## Material to process

___

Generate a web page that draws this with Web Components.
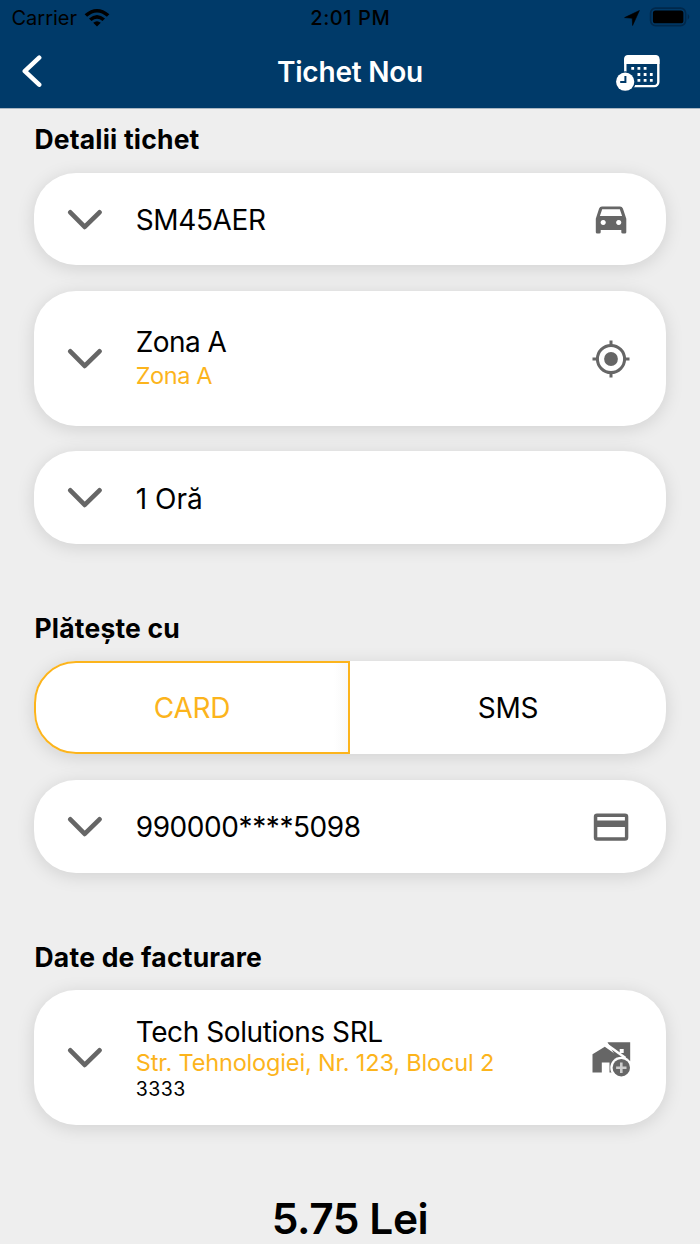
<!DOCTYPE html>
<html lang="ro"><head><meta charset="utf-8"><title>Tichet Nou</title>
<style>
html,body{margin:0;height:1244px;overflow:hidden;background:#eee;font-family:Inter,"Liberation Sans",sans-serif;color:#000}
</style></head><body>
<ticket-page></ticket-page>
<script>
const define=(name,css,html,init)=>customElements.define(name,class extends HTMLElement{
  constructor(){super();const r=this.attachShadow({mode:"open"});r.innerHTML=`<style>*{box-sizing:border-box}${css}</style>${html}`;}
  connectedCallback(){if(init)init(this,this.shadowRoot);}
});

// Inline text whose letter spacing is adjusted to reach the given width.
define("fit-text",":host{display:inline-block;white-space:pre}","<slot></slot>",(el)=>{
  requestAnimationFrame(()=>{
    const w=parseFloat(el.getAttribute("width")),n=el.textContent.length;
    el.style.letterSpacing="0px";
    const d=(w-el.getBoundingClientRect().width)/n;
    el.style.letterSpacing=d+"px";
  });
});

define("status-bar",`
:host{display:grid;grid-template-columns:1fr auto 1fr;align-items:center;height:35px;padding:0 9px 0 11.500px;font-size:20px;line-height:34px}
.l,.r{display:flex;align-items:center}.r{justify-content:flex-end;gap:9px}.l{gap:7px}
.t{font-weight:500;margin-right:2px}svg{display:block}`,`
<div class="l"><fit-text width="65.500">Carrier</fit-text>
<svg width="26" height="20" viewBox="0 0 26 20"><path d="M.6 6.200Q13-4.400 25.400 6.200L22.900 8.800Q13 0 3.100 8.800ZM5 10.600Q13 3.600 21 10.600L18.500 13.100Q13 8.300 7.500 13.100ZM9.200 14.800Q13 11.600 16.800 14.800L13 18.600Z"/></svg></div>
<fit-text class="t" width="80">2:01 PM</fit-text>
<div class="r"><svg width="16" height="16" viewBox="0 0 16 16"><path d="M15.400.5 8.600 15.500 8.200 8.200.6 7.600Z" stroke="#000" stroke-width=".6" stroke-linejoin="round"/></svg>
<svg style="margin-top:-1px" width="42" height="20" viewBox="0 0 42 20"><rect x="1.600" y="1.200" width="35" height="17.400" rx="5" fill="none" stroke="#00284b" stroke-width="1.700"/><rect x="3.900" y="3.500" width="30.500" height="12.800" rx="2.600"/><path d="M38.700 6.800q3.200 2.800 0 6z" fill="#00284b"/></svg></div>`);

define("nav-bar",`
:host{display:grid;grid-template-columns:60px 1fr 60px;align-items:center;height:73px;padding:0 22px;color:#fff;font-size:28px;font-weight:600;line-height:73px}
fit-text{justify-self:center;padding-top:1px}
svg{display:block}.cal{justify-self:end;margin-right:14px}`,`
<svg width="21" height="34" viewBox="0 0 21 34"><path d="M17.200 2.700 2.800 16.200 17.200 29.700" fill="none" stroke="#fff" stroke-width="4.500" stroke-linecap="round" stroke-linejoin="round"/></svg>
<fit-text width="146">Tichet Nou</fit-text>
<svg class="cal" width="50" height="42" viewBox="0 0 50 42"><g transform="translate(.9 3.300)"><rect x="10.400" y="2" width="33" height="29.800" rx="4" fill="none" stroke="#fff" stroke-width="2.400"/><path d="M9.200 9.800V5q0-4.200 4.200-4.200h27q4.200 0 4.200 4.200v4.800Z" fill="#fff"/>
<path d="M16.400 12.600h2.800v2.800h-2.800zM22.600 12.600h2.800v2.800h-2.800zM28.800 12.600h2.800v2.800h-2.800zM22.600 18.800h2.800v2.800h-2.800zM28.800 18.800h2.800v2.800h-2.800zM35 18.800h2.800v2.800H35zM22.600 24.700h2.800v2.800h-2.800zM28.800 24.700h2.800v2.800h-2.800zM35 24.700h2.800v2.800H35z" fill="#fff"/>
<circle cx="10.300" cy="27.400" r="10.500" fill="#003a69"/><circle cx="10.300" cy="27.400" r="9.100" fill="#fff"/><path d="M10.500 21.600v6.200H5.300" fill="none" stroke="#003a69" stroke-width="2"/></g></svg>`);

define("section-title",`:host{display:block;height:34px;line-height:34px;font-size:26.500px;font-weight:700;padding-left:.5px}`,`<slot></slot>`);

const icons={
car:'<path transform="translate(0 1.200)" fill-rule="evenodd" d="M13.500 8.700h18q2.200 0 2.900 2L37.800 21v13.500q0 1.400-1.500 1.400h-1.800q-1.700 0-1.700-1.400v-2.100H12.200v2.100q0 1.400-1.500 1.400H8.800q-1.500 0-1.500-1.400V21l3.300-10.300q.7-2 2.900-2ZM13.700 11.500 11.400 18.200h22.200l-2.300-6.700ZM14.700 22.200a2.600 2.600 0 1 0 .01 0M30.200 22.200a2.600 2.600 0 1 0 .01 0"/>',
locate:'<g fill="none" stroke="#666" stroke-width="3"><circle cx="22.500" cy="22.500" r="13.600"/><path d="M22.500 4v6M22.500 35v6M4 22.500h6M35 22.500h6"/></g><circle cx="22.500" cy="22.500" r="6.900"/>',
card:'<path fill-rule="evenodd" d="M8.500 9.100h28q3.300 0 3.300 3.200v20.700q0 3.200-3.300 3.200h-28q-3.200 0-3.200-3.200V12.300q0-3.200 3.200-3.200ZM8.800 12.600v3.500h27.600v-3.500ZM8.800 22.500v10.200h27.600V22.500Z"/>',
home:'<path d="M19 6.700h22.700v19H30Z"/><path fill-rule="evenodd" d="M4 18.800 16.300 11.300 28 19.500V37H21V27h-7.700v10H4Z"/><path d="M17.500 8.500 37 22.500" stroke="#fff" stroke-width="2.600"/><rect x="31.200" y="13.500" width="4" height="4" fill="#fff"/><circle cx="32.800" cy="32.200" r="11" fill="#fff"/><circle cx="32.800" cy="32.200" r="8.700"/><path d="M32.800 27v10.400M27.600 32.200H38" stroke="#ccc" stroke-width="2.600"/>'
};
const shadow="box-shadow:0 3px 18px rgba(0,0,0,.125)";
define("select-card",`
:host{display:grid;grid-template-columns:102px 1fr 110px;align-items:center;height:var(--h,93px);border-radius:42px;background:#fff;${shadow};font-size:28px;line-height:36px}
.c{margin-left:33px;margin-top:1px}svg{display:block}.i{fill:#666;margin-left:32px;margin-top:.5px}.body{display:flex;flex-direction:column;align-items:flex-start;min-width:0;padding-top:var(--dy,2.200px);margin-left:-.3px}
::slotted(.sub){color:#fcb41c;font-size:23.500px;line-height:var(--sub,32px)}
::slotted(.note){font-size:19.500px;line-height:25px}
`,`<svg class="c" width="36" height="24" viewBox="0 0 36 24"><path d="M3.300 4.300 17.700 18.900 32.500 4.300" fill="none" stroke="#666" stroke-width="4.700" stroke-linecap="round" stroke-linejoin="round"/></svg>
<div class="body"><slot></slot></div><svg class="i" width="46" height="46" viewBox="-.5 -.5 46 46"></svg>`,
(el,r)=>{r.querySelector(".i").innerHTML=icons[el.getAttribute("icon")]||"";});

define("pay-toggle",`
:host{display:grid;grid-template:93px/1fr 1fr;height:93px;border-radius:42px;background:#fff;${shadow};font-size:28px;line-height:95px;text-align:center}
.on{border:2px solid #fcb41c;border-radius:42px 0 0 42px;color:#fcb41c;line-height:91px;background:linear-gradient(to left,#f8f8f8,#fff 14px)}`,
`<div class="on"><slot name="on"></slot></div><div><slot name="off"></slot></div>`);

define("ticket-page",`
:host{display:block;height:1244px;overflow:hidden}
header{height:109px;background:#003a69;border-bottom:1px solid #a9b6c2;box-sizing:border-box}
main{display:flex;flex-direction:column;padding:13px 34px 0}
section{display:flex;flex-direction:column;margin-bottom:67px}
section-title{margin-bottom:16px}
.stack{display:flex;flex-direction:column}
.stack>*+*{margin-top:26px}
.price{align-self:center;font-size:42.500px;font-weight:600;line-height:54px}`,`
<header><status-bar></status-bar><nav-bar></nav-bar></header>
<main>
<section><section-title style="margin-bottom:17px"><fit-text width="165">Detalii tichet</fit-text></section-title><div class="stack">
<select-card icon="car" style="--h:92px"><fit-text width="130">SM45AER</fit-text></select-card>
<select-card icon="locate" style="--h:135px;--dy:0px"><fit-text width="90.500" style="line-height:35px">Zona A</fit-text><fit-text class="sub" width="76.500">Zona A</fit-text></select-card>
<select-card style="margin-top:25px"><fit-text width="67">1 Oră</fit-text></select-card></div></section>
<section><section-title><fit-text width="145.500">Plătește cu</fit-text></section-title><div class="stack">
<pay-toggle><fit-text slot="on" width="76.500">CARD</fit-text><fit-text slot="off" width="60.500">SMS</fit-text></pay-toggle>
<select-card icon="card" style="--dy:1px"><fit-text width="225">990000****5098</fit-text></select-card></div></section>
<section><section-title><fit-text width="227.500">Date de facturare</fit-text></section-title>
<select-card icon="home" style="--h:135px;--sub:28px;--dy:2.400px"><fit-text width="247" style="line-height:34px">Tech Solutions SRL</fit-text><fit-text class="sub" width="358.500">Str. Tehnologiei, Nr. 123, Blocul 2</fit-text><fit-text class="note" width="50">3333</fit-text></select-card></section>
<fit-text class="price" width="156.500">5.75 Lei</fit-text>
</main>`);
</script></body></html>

___

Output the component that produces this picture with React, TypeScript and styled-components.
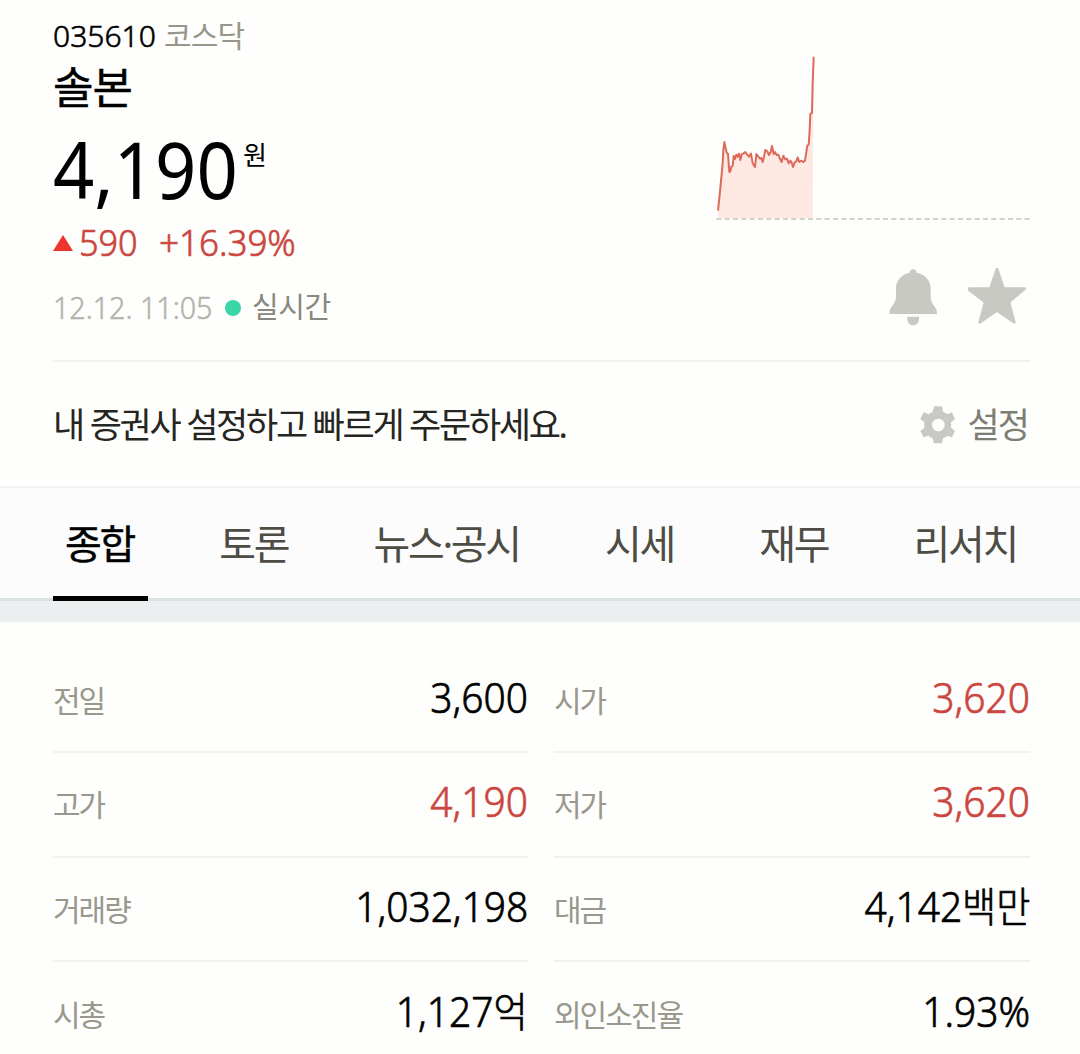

___

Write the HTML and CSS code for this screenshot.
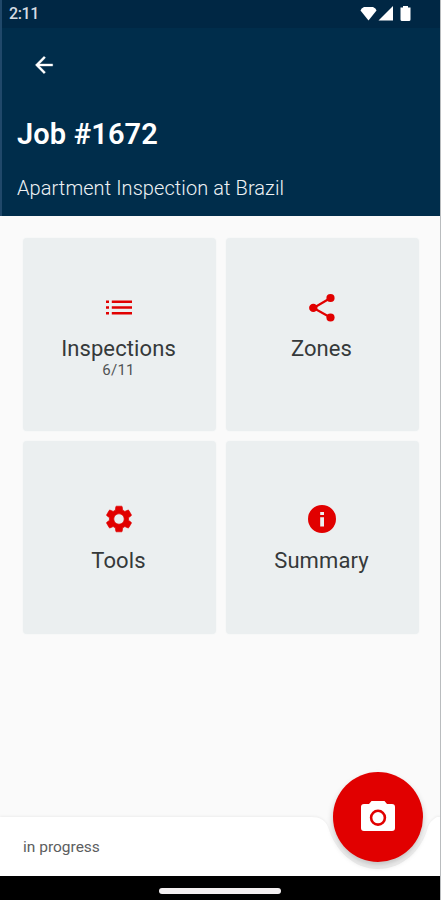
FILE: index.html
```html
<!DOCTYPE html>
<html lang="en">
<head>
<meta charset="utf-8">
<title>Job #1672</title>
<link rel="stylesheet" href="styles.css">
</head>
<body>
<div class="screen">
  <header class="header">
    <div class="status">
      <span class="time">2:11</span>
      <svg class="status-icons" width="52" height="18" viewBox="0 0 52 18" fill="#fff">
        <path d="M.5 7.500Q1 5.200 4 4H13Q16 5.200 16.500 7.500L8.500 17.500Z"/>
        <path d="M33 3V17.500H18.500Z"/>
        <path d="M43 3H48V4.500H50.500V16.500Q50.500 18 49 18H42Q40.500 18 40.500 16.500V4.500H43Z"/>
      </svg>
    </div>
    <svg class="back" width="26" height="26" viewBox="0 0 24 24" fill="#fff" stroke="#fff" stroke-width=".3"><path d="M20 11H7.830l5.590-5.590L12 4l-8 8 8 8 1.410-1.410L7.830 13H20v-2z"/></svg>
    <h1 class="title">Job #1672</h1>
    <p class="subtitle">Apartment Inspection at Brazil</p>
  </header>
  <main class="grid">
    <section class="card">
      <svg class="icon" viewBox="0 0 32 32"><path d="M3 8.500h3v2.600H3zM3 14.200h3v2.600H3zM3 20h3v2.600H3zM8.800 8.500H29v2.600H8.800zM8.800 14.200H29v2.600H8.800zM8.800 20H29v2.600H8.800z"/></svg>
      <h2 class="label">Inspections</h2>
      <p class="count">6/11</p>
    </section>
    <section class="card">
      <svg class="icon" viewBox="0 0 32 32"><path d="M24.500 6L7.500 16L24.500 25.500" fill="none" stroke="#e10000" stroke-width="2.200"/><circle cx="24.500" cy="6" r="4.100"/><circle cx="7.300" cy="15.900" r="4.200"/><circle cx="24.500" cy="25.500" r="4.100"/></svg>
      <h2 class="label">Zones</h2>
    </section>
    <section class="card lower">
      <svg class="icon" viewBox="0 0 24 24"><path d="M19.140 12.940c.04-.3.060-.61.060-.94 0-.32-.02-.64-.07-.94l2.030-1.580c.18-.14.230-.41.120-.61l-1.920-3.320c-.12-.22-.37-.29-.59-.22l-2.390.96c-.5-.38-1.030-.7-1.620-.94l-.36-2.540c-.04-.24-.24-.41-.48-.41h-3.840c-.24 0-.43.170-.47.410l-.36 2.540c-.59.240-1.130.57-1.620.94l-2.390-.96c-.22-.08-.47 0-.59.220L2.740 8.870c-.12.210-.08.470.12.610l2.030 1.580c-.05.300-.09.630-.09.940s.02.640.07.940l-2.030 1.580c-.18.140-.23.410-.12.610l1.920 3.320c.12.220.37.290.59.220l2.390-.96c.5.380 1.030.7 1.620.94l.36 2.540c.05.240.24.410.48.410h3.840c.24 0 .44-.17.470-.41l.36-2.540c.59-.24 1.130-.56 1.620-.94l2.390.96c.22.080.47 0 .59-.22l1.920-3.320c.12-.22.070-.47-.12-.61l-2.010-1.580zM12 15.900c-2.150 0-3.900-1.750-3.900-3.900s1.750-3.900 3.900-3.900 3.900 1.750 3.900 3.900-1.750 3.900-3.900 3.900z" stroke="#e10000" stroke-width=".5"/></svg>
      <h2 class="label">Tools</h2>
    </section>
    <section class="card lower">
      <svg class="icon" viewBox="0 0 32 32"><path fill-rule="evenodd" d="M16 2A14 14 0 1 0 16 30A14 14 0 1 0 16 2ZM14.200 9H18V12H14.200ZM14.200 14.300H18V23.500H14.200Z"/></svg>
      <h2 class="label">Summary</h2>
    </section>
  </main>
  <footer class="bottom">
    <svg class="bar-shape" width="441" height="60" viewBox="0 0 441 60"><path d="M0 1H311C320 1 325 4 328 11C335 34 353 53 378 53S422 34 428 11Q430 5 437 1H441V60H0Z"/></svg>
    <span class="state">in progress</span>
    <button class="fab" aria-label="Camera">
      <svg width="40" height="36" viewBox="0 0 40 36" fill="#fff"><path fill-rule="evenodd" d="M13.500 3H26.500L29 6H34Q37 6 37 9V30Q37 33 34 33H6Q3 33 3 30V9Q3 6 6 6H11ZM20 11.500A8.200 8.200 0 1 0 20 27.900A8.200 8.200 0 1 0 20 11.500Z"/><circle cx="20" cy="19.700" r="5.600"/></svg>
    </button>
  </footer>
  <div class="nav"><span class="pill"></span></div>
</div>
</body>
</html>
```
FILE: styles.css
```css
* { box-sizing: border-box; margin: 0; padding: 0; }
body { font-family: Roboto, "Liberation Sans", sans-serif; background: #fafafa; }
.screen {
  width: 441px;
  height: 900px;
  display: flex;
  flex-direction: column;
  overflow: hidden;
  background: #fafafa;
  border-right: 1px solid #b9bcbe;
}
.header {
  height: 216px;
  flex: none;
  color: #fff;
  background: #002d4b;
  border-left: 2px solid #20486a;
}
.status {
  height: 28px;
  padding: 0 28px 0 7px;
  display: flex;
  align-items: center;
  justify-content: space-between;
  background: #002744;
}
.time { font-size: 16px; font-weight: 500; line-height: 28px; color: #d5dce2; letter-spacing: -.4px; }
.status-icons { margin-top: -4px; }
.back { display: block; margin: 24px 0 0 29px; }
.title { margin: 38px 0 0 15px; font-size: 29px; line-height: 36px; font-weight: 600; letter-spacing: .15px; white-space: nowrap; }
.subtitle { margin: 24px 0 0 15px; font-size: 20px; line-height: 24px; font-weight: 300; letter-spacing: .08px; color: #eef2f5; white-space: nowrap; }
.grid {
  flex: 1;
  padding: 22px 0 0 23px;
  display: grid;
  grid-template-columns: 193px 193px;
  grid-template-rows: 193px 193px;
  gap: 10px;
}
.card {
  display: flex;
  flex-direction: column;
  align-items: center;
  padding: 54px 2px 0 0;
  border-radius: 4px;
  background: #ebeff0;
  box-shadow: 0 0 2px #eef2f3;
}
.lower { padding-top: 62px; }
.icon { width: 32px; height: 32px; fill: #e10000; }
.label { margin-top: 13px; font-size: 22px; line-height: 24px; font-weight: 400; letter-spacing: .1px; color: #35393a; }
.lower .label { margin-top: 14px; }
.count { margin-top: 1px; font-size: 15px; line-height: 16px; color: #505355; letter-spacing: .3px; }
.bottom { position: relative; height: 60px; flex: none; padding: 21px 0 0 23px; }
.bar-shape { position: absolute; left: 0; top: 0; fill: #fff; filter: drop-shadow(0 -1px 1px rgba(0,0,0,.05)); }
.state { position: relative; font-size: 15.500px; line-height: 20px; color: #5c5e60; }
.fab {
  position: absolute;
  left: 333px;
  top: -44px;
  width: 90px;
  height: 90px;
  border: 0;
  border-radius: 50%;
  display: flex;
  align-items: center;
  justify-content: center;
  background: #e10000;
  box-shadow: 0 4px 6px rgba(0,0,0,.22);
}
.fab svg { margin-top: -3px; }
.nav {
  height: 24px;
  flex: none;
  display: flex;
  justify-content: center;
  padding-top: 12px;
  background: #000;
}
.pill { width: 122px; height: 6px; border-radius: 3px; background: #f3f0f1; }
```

___

## Problem description
From the records above, pull out each line that has "page".

## Solution to the problem
Generate a web page that draws this with Web Components.
<ticket-page></ticket-page>
define("ticket-page",`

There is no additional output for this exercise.